Service providers and device manufacturers (e.g., wireless, cellular, etc.) are continually challenged to deliver value and convenience to consumers by, for example, providing compelling network services. IEEE 802.11 (e.g., the IEEE 802.11 standard, IEEE std. 802.11-2012, published Mar. 29, 2012) is a set of standards for implementing wireless local area network communication in various frequency bands (e.g. WiFi). The 802.11 standard comprises a series of modulation techniques that use a same basic protocol, but is broken up into a family of bandwidths having various transmission rates. For example, in .11a/g, 20 MHz channel widths are defined, in .11n 40 MHz channel widths are defined, and in .11 ac both 80 and 160 MHz.
The evolution of WiFi has historically been to increase data rate. But, the newly developed .11ah actually targets comparatively lower rate services. In 802.11 ah, a very low data rate operation is being enabled. In .11 ah, the bandwidths defined are 1 MHz, and a set of down-clocked .11ac bandwidths, namely 2, 4, 8 and 16 MHz, where the down clocking is 10x are also defined. The 1 MHz rate is not derived from the .11n/ac rates, and thus this bandwidth mode is designed more or less independently. For its independent development, a 1 MHz system is likely to use a 32 point Fast Fourier Transform (FFT), as opposed to the minimum of 64 called for in .11 ac.

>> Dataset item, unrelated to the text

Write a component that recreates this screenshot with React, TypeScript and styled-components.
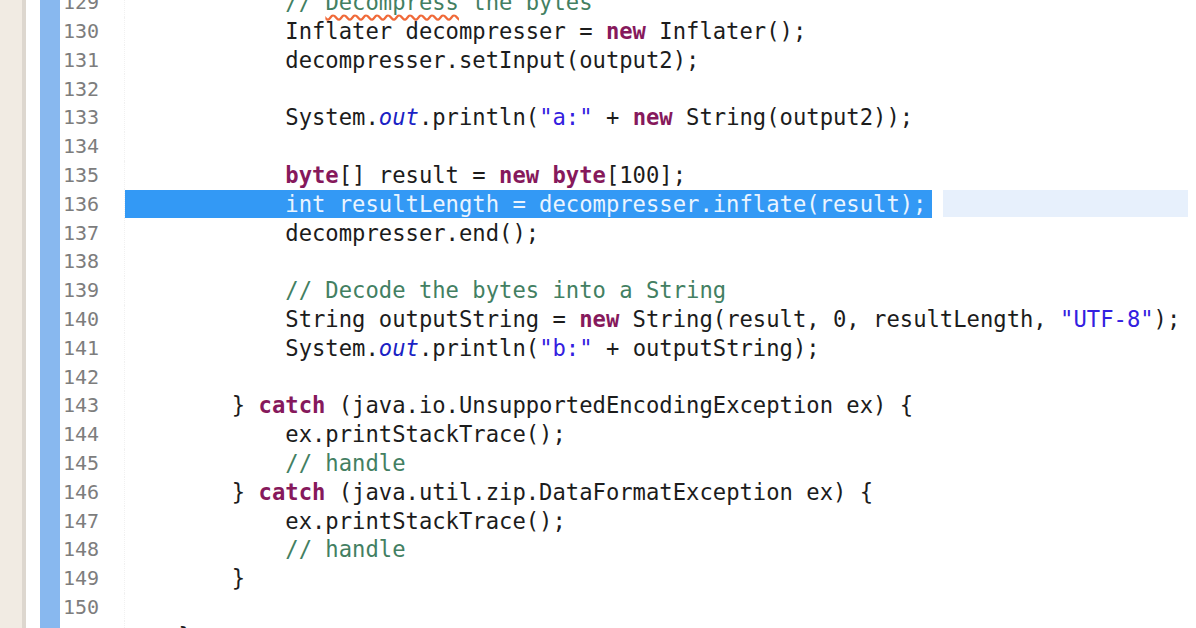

Data packets corresponding to frequency bands are typically transmitted having a preamble portion. With the adoption of a 1 MHz bandwidth having a 32 point FFT, a new preamble structure needs to be designed. In developing the preamble, one of the main considerations is coexistence and detection of the other bandwidths of operation, for example with the 2, 4, 8 and 16 MHz bands discussed above. In a transmission, any of those bandwidths are possible and a receiver needs a mechanism in order to determine the type of packet during the preamble portion of the packet.